A única maneira de Nigro defender o erro em matar todo e qualquer ser humano e que é certo matar todo e qualquer animal não humano é se basear na única característica que realmente consiga com sucesso colocar todos os humanos de um lado, e todos os animais não humanos de outro. Porém, a única característica capaz disso é o fato de uns pertencerem à espécie humana, e outros não. Assim, reformulando nesse sentido, o argumento de Nigro se torna esse: “o que explica o erro em matar seres humanos é que seres humanos pertencem à espécie humana”. Perceba como esse argumento é circular. Embora a circularidade não seja exatamente uma falácia formal, perceba que um argumento assim é realmente muito pouco informativo. A única coisa que afirma é que seres humanos são seres humanos. Disso, ninguém discorda (uma coisa é ela mesma, isso é óbvio!). Porém, apesar disso ser verdadeiro, não ajuda nada a descobrirmos onde está o erro em matar (seres humanos ou quaisquer outros seres). O que alguém quer descobrir é o que há nos seres humanos que torna errado matá-los. O próprio fato de eles pertencerem à espécie Homo sapiens não ajuda a responder isso.

#28 – A arbitrariedade do critério “pertencer à espécie humana” para explicar o erro em matar 

Alguém poderia, legitimamente, perguntar: “por que humanos e não indivíduos de qualquer outra espécie?”. Quando alguém faz essa pergunta, o que quer dizer é “o que há de especial nos humanos que não há em indivíduos de nenhuma outra espécie?”. Seja lá o que houver de especial (se houver), não pode ser o mero fato de humanos serem humanos. Isso é verdadeiro, porém, irrelevante, haja vista que qualquer coisa é ela mesma.

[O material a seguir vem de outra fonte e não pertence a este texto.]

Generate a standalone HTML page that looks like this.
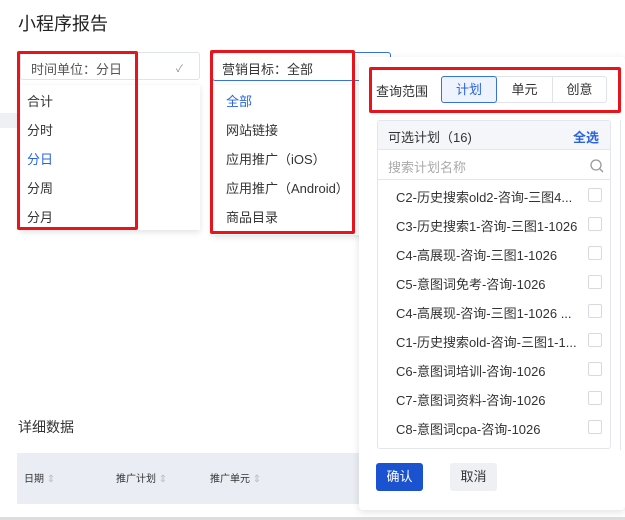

Se alguém dissesse a Nigro que “os únicos seres onde há erro em matar são as amebas”, obviamente ele gostaria de saber por que. Se a resposta fosse “ora, é simples: é que amebas são amebas” ele consideraria, com razão, essa resposta insatisfatória. Ele queria saber, com a pergunta, o que há nas amebas que as torna tão especiais. Mas, o mesmo se sucede com os seres humanos. Eu gostaria de saber o que há neles que os torna tão especiais. E é isso que se quer saber de alguém que diz que é errado matar apenas quando as vítimas são humanos. Note que, percebendo a circularidade em se responder “o que torna os humanos mais especiais é que eles pertencem à espécie Homo sapiens”, geralmente os defensores do especismo partem então para o argumento de que seres humanos são mais racionais. Mas, essa saída não está disponível para Nigro, pois, foi exatamente para evitar as implicações dessa saída que ele apelou ao argumento circular. Então, a tentativa terminou num beco-sem-saída.